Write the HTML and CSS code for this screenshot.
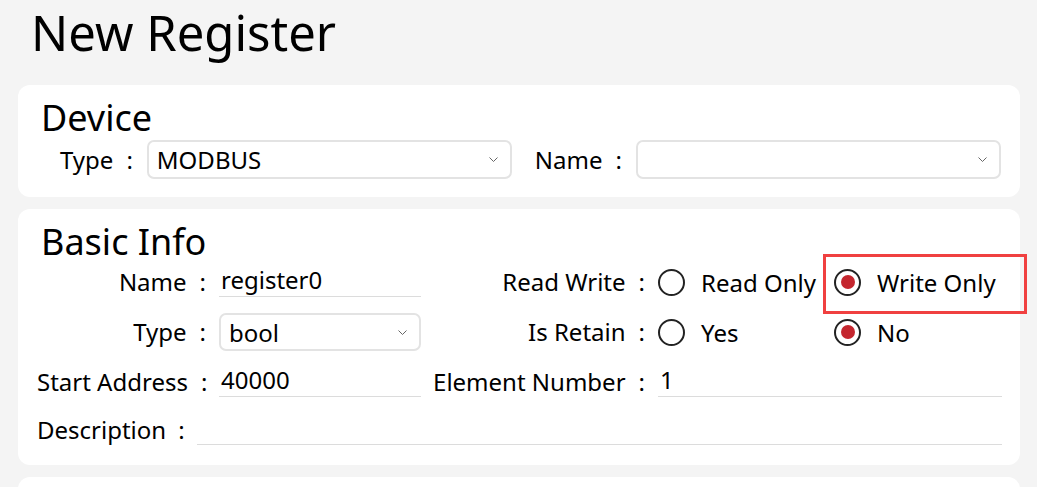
FILE: index.html
```html
<!DOCTYPE html>
<html>
<head>
<meta charset="utf-8">
<link rel="stylesheet" href="styles.css">
</head>
<body>
<h1 class="title">New Register</h1>

<section class="card card-device">
  <h2 class="card-title">Device</h2>
  <div class="device-row">
    <label class="dlabel">Type<span class="colon">:</span></label>
    <div class="select">
      <span class="select-value">MODBUS</span>
      <svg class="chev" width="9" height="5" viewBox="0 0 9 5"><polyline points="0.5,0.5 4.5,4.5 8.5,0.5" fill="none" stroke="#666" stroke-width="1"/></svg>
    </div>
    <label class="dlabel dlabel-name">Name<span class="colon">:</span></label>
    <div class="select">
      <span class="select-value"></span>
      <svg class="chev" width="9" height="5" viewBox="0 0 9 5"><polyline points="0.5,0.5 4.5,4.5 8.5,0.5" fill="none" stroke="#666" stroke-width="1"/></svg>
    </div>
  </div>
</section>

<section class="card card-basic">
  <h2 class="card-title">Basic Info</h2>
  <div class="grid">
    <label class="glabel">Name<span class="colon">:</span></label>
    <div class="input">register0</div>
    <label class="glabel">Read Write<span class="colon">:</span></label>
    <div class="radios">
      <div class="radio"><span class="circle"></span><span>Read Only</span></div>
      <div class="radio radio-marked"><span class="circle checked"></span><span>Write Only</span></div>
    </div>

    <label class="glabel">Type<span class="colon">:</span></label>
    <div class="select select-small">
      <span class="select-value">bool</span>
      <svg class="chev" width="9" height="5" viewBox="0 0 9 5"><polyline points="0.5,0.5 4.5,4.5 8.5,0.5" fill="none" stroke="#666" stroke-width="1"/></svg>
    </div>
    <label class="glabel">Is Retain<span class="colon">:</span></label>
    <div class="radios">
      <div class="radio"><span class="circle"></span><span>Yes</span></div>
      <div class="radio"><span class="circle checked"></span><span>No</span></div>
    </div>

    <label class="glabel">Start Address<span class="colon">:</span></label>
    <div class="input">40000</div>
    <label class="glabel">Element Number<span class="colon">:</span></label>
    <div class="input">1</div>
  </div>
  <div class="desc-row">
    <label class="glabel">Description<span class="colon">:</span></label>
    <div class="input input-wide"></div>
  </div>
</section>

<section class="card card-next"></section>
</body>
</html>
```
FILE: styles.css
```css
* { box-sizing: border-box; }
html, body { margin: 0; padding: 0; }
body {
  background: #f4f4f4;
  font-family: "Noto Sans", "Open Sans", sans-serif;
  color: #000;
  overflow: hidden;
  height: 487px;
}
.title {
  margin: 0;
  padding-left: 31px;
  font-size: 49px;
  font-weight: 400;
  line-height: 64px;
  height: 85px;
}
.card {
  background: #fff;
  border-radius: 12px;
  margin: 0 17px 12px 18px;
}
.card-title {
  margin: 0;
  font-size: 36px;
  font-weight: 400;
  line-height: 44px;
  padding-left: 23px;
}
.card-device {
  padding: 11px 19px 18px 0;
}
.device-row {
  display: flex;
  align-items: center;
  padding-left: 42px;
  font-size: 24px;
  height: 39px;
}
.dlabel { white-space: nowrap; }
.dlabel .colon { margin: 0 14px 0 13px; }
.dlabel-name { margin-left: 23px; }
.select {
  width: 365px;
  height: 39px;
  border: 2px solid #e3e3e3;
  border-radius: 7px;
  display: flex;
  align-items: center;
  justify-content: space-between;
  padding: 0 12px 0 8px;
}
.select-value { font-size: 24px; }
.chev { flex: none; }
.card-basic {
  padding: 11px 18px 16px 0;
}
.grid {
  display: grid;
  grid-template-columns: 174px 202px 221px minmax(0, 1fr);
  column-gap: 8px;
  row-gap: 12px;
  padding-left: 19px;
  margin-top: -1px;
  font-size: 24px;
}
.glabel {
  white-space: nowrap;
  text-align: right;
  height: 38px;
  line-height: 38px;
  padding-right: 5px;
}
.colon { margin-left: 13px; }
.input {
  height: 34px;
  line-height: 34px;
  border-bottom: 1px solid #dcdcdc;
  padding-left: 2px;
}
.select-small {
  width: 202px;
  height: 38px;
}
.radios {
  display: flex;
  align-items: center;
  height: 38px;
}
.radio {
  display: flex;
  align-items: center;
  width: 176px;
  gap: 16px;
  position: relative;
  height: 33px;
}
.radio:last-child { width: auto; }
.circle {
  width: 27px;
  height: 27px;
  border: 2px solid #222;
  border-radius: 50%;
  display: inline-flex;
  align-items: center;
  justify-content: center;
  flex: none;
}
.circle.checked::after {
  content: "";
  width: 14px;
  height: 14px;
  border-radius: 50%;
  background: #c4262e;
}
.radio-marked::after {
  content: "";
  position: absolute;
  left: -11px;
  top: -12px;
  width: 198px;
  height: 54px;
  border: 3px solid #f04040;
  pointer-events: none;
}
.desc-row {
  display: flex;
  margin-top: 10px;
  padding-left: 19px;
  font-size: 24px;
}
.desc-row .glabel { padding-right: 0; }
.desc-row .colon { margin-left: 12px; margin-right: 12px; }
.input-wide { flex: 1; }
.card-next {
  height: 60px;
  margin-bottom: 0;
}
```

OBJECTIVE
Write out every line above exactly as it is, leaving out the pictures.

WRITTEN SOLUTION
Write the HTML and CSS code for this screenshot.
FILE: index.html
```html
<!DOCTYPE html>
<html>
<head>
<meta charset="utf-8">
<link rel="stylesheet" href="styles.css">
</head>
<body>
<h1 class="title">New Register</h1>

<section class="card card-device">
  <h2 class="card-title">Device</h2>
  <div class="device-row">
    <label class="dlabel">Type<span class="colon">:</span></label>
    <div class="select">
      <span class="select-value">MODBUS</span>
      <svg class="chev" width="9" height="5" viewBox="0 0 9 5"><polyline points="0.5,0.5 4.5,4.5 8.5,0.5" fill="none" stroke="#666" stroke-width="1"/></svg>
    </div>
    <label class="dlabel dlabel-name">Name<span class="colon">:</span></label>
    <div class="select">
      <span class="select-value"></span>
      <svg class="chev" width="9" height="5" viewBox="0 0 9 5"><polyline points="0.5,0.5 4.5,4.5 8.5,0.5" fill="none" stroke="#666" stroke-width="1"/></svg>
    </div>
  </div>
</section>

<section class="card card-basic">
  <h2 class="card-title">Basic Info</h2>
  <div class="grid">
    <label class="glabel">Name<span class="colon">:</span></label>
    <div class="input">register0</div>
    <label class="glabel">Read Write<span class="colon">:</span></label>
    <div class="radios">
      <div class="radio"><span class="circle"></span><span>Read Only</span></div>
      <div class="radio radio-marked"><span class="circle checked"></span><span>Write Only</span></div>
    </div>

    <label class="glabel">Type<span class="colon">:</span></label>
    <div class="select select-small">
      <span class="select-value">bool</span>
      <svg class="chev" width="9" height="5" viewBox="0 0 9 5"><polyline points="0.5,0.5 4.5,4.5 8.5,0.5" fill="none" stroke="#666" stroke-width="1"/></svg>
    </div>
    <label class="glabel">Is Retain<span class="colon">:</span></label>
    <div class="radios">
      <div class="radio"><span class="circle"></span><span>Yes</span></div>
      <div class="radio"><span class="circle checked"></span><span>No</span></div>
    </div>

    <label class="glabel">Start Address<span class="colon">:</span></label>
    <div class="input">40000</div>
    <label class="glabel">Element Number<span class="colon">:</span></label>
    <div class="input">1</div>
  </div>
  <div class="desc-row">
    <label class="glabel">Description<span class="colon">:</span></label>
    <div class="input input-wide"></div>
  </div>
</section>

<section class="card card-next"></section>
</body>
</html>
```
FILE: styles.css
```css
* { box-sizing: border-box; }
html, body { margin: 0; padding: 0; }
body {
  background: #f4f4f4;
  font-family: "Noto Sans", "Open Sans", sans-serif;
  color: #000;
  overflow: hidden;
  height: 487px;
}
.title {
  margin: 0;
  padding-left: 31px;
  font-size: 49px;
  font-weight: 400;
  line-height: 64px;
  height: 85px;
}
.card {
  background: #fff;
  border-radius: 12px;
  margin: 0 17px 12px 18px;
}
.card-title {
  margin: 0;
  font-size: 36px;
  font-weight: 400;
  line-height: 44px;
  padding-left: 23px;
}
.card-device {
  padding: 11px 19px 18px 0;
}
.device-row {
  display: flex;
  align-items: center;
  padding-left: 42px;
  font-size: 24px;
  height: 39px;
}
.dlabel { white-space: nowrap; }
.dlabel .colon { margin: 0 14px 0 13px; }
.dlabel-name { margin-left: 23px; }
.select {
  width: 365px;
  height: 39px;
  border: 2px solid #e3e3e3;
  border-radius: 7px;
  display: flex;
  align-items: center;
  justify-content: space-between;
  padding: 0 12px 0 8px;
}
.select-value { font-size: 24px; }
.chev { flex: none; }
.card-basic {
  padding: 11px 18px 16px 0;
}
.grid {
  display: grid;
  grid-template-columns: 174px 202px 221px minmax(0, 1fr);
  column-gap: 8px;
  row-gap: 12px;
  padding-left: 19px;
  margin-top: -1px;
  font-size: 24px;
}
.glabel {
  white-space: nowrap;
  text-align: right;
  height: 38px;
  line-height: 38px;
  padding-right: 5px;
}
.colon { margin-left: 13px; }
.input {
  height: 34px;
  line-height: 34px;
  border-bottom: 1px solid #dcdcdc;
  padding-left: 2px;
}
.select-small {
  width: 202px;
  height: 38px;
}
.radios {
  display: flex;
  align-items: center;
  height: 38px;
}
.radio {
  display: flex;
  align-items: center;
  width: 176px;
  gap: 16px;
  position: relative;
  height: 33px;
}
.radio:last-child { width: auto; }
.circle {
  width: 27px;
  height: 27px;
  border: 2px solid #222;
  border-radius: 50%;
  display: inline-flex;
  align-items: center;
  justify-content: center;
  flex: none;
}
.circle.checked::after {
  content: "";
  width: 14px;
  height: 14px;
  border-radius: 50%;
  background: #c4262e;
}
.radio-marked::after {
  content: "";
  position: absolute;
  left: -11px;
  top: -12px;
  width: 198px;
  height: 54px;
  border: 3px solid #f04040;
  pointer-events: none;
}
.desc-row {
  display: flex;
  margin-top: 10px;
  padding-left: 19px;
  font-size: 24px;
}
.desc-row .glabel { padding-right: 0; }
.desc-row .colon { margin-left: 12px; margin-right: 12px; }
.input-wide { flex: 1; }
.card-next {
  height: 60px;
  margin-bottom: 0;
}
```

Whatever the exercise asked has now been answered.